Exercise directions. All lines below must be repeated exactly, with the pictures omitted.

Supplied material.
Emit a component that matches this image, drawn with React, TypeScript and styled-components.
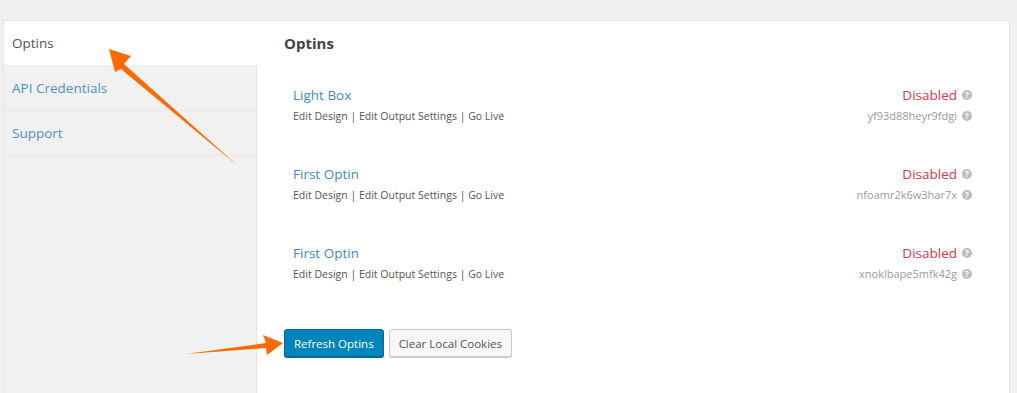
import React from "react";
import styled, { createGlobalStyle } from "styled-components";

const Global = createGlobalStyle`
  html, body { margin: 0; padding: 0; background: #f0f0f1; }
  body { font-family: "Open Sans", "Noto Sans", sans-serif; }
`;

const Page = styled.div`
  position: relative;
  width: 1017px;
  height: 393px;
  overflow: hidden;
  background: #f0f0f1;
  padding: 20px 7px 0 3px;
  box-sizing: border-box;
`;

const Frame = styled.div`
  display: flex;
  height: 100%;
  border: 1px solid #e4e4e6;
  border-bottom: none;
  box-sizing: border-box;
`;

const Sidebar = styled.nav`
  width: 252px;
  display: flex;
  flex-direction: column;
  background: #f1f1f1;
  border-right: 1px solid #e2e2e4;
`;

const Tab = styled.div<{ $active?: boolean }>`
  height: 45px;
  box-sizing: border-box;
  display: flex;
  align-items: center;
  padding: 0 0 0 8px;
  font-size: 13.5px;
  color: ${(p) => (p.$active ? "#555" : "#4f93c0")};
  background: ${(p) => (p.$active ? "#fff" : "#f1f1f1")};
  border-bottom: 1px solid ${(p) => (p.$active ? "#f2f2f2" : "#e7e7e9")};
  margin-right: ${(p) => (p.$active ? "-1px" : "0")};
`;

const Content = styled.main`
  flex: 1;
  background: #fff;
  padding: 10px 37px 0 27px;
  display: flex;
  flex-direction: column;
`;

const Heading = styled.h2`
  margin: 0;
  font-size: 15px;
  font-weight: 700;
  color: #444;
  line-height: 24px;
`;

const List = styled.div`
  display: flex;
  flex-direction: column;
  margin-top: 30px;
`;

const Row = styled.div`
  display: flex;
  justify-content: space-between;
  height: 79px;
  padding-left: 9px;
`;

const Left = styled.div`
  display: flex;
  flex-direction: column;
  gap: 3px;
`;

const Title = styled.a`
  font-size: 13.5px;
  color: #3d8cbf;
  line-height: 20px;
  text-decoration: none;
`;

const Actions = styled.div`
  font-size: 10.5px;
  color: #555;
  line-height: 16px;
`;

const Right = styled.div`
  display: flex;
  flex-direction: column;
  align-items: flex-end;
  gap: 3px;
`;

const Meta = styled.div<{ $status?: boolean }>`
  display: flex;
  align-items: center;
  gap: 5px;
  line-height: ${(p) => (p.$status ? "20px" : "16px")};
  font-size: ${(p) => (p.$status ? "13.5px" : "11px")};
  color: ${(p) => (p.$status ? "#dc3545" : "#9a9a9a")};
`;

const Help = styled.span`
  width: 10px;
  height: 10px;
  border-radius: 50%;
  background: #bdbdbd;
  color: #fff;
  font-size: 8px;
  font-weight: 700;
  display: inline-flex;
  align-items: center;
  justify-content: center;
  line-height: 1;
`;

const Buttons = styled.div`
  display: flex;
  gap: 5px;
  margin-top: 7px;
`;

const Button = styled.button<{ $primary?: boolean }>`
  height: 28px;
  padding: 0 9px;
  font-family: inherit;
  font-size: 11.5px;
  border-radius: 3px;
  cursor: pointer;
  color: ${(p) => (p.$primary ? "#fff" : "#555")};
  background: ${(p) => (p.$primary ? "#0085ba" : "#f7f7f7")};
  border: 1px solid ${(p) => (p.$primary ? "#006b97" : "#cccccc")};
  box-shadow: ${(p) => (p.$primary ? "0 1px 0 #006799" : "0 1px 0 #ccc")};
`;

const Arrows = styled.svg`
  position: absolute;
  left: 0;
  top: 0;
  pointer-events: none;
`;

const rows = [
  { title: "Light Box", code: "yf93d88heyr9fdgi" },
  { title: "First Optin", code: "nfoamr2k6w3har7x" },
  { title: "First Optin", code: "xnoklbape5mfk42g" },
];

export default function App() {
  return (
    <Page>
      <Global />
      <Frame>
        <Sidebar>
          <Tab $active>Optins</Tab>
          <Tab>API Credentials</Tab>
          <Tab>Support</Tab>
        </Sidebar>
        <Content>
          <Heading>Optins</Heading>
          <List>
            {rows.map((r, i) => (
              <Row key={i}>
                <Left>
                  <Title>{r.title}</Title>
                  <Actions>Edit Design | Edit Output Settings | Go Live</Actions>
                </Left>
                <Right>
                  <Meta $status>
                    Disabled <Help>?</Help>
                  </Meta>
                  <Meta>
                    {r.code} <Help>?</Help>
                  </Meta>
                </Right>
              </Row>
            ))}
          </List>
          <Buttons>
            <Button $primary>Refresh Optins</Button>
            <Button>Clear Local Cookies</Button>
          </Buttons>
        </Content>
      </Frame>
      <Arrows width="1017" height="393" viewBox="0 0 1017 393">
        <polygon points="238,166 121,69 115,72 109,49 131,56 124,64" fill="#ff6a00" />
        <polygon points="186,354 266,343 263,335 283,343 267,355 266,348" fill="#ff6a00" />
      </Arrows>
    </Page>
  );
}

Solution for this problem.
Emit a component that matches this image, drawn with React, TypeScript and styled-components.
import React from "react";
import styled, { createGlobalStyle } from "styled-components";

const Global = createGlobalStyle`
  html, body { margin: 0; padding: 0; background: #f0f0f1; }
  body { font-family: "Open Sans", "Noto Sans", sans-serif; }
`;

const Page = styled.div`
  position: relative;
  width: 1017px;
  height: 393px;
  overflow: hidden;
  background: #f0f0f1;
  padding: 20px 7px 0 3px;
  box-sizing: border-box;
`;

const Frame = styled.div`
  display: flex;
  height: 100%;
  border: 1px solid #e4e4e6;
  border-bottom: none;
  box-sizing: border-box;
`;

const Sidebar = styled.nav`
  width: 252px;
  display: flex;
  flex-direction: column;
  background: #f1f1f1;
  border-right: 1px solid #e2e2e4;
`;

const Tab = styled.div<{ $active?: boolean }>`
  height: 45px;
  box-sizing: border-box;
  display: flex;
  align-items: center;
  padding: 0 0 0 8px;
  font-size: 13.5px;
  color: ${(p) => (p.$active ? "#555" : "#4f93c0")};
  background: ${(p) => (p.$active ? "#fff" : "#f1f1f1")};
  border-bottom: 1px solid ${(p) => (p.$active ? "#f2f2f2" : "#e7e7e9")};
  margin-right: ${(p) => (p.$active ? "-1px" : "0")};
`;

const Content = styled.main`
  flex: 1;
  background: #fff;
  padding: 10px 37px 0 27px;
  display: flex;
  flex-direction: column;
`;

const Heading = styled.h2`
  margin: 0;
  font-size: 15px;
  font-weight: 700;
  color: #444;
  line-height: 24px;
`;

const List = styled.div`
  display: flex;
  flex-direction: column;
  margin-top: 30px;
`;

const Row = styled.div`
  display: flex;
  justify-content: space-between;
  height: 79px;
  padding-left: 9px;
`;

const Left = styled.div`
  display: flex;
  flex-direction: column;
  gap: 3px;
`;

const Title = styled.a`
  font-size: 13.5px;
  color: #3d8cbf;
  line-height: 20px;
  text-decoration: none;
`;

const Actions = styled.div`
  font-size: 10.5px;
  color: #555;
  line-height: 16px;
`;

const Right = styled.div`
  display: flex;
  flex-direction: column;
  align-items: flex-end;
  gap: 3px;
`;

const Meta = styled.div<{ $status?: boolean }>`
  display: flex;
  align-items: center;
  gap: 5px;
  line-height: ${(p) => (p.$status ? "20px" : "16px")};
  font-size: ${(p) => (p.$status ? "13.5px" : "11px")};
  color: ${(p) => (p.$status ? "#dc3545" : "#9a9a9a")};
`;

const Help = styled.span`
  width: 10px;
  height: 10px;
  border-radius: 50%;
  background: #bdbdbd;
  color: #fff;
  font-size: 8px;
  font-weight: 700;
  display: inline-flex;
  align-items: center;
  justify-content: center;
  line-height: 1;
`;

const Buttons = styled.div`
  display: flex;
  gap: 5px;
  margin-top: 7px;
`;

const Button = styled.button<{ $primary?: boolean }>`
  height: 28px;
  padding: 0 9px;
  font-family: inherit;
  font-size: 11.5px;
  border-radius: 3px;
  cursor: pointer;
  color: ${(p) => (p.$primary ? "#fff" : "#555")};
  background: ${(p) => (p.$primary ? "#0085ba" : "#f7f7f7")};
  border: 1px solid ${(p) => (p.$primary ? "#006b97" : "#cccccc")};
  box-shadow: ${(p) => (p.$primary ? "0 1px 0 #006799" : "0 1px 0 #ccc")};
`;

const Arrows = styled.svg`
  position: absolute;
  left: 0;
  top: 0;
  pointer-events: none;
`;

const rows = [
  { title: "Light Box", code: "yf93d88heyr9fdgi" },
  { title: "First Optin", code: "nfoamr2k6w3har7x" },
  { title: "First Optin", code: "xnoklbape5mfk42g" },
];

export default function App() {
  return (
    <Page>
      <Global />
      <Frame>
        <Sidebar>
          <Tab $active>Optins</Tab>
          <Tab>API Credentials</Tab>
          <Tab>Support</Tab>
        </Sidebar>
        <Content>
          <Heading>Optins</Heading>
          <List>
            {rows.map((r, i) => (
              <Row key={i}>
                <Left>
                  <Title>{r.title}</Title>
                  <Actions>Edit Design | Edit Output Settings | Go Live</Actions>
                </Left>
                <Right>
                  <Meta $status>
                    Disabled <Help>?</Help>
                  </Meta>
                  <Meta>
                    {r.code} <Help>?</Help>
                  </Meta>
                </Right>
              </Row>
            ))}
          </List>
          <Buttons>
            <Button $primary>Refresh Optins</Button>
            <Button>Clear Local Cookies</Button>
          </Buttons>
        </Content>
      </Frame>
      <Arrows width="1017" height="393" viewBox="0 0 1017 393">
        <polygon points="238,166 121,69 115,72 109,49 131,56 124,64" fill="#ff6a00" />
        <polygon points="186,354 266,343 263,335 283,343 267,355 266,348" fill="#ff6a00" />
      </Arrows>
    </Page>
  );
}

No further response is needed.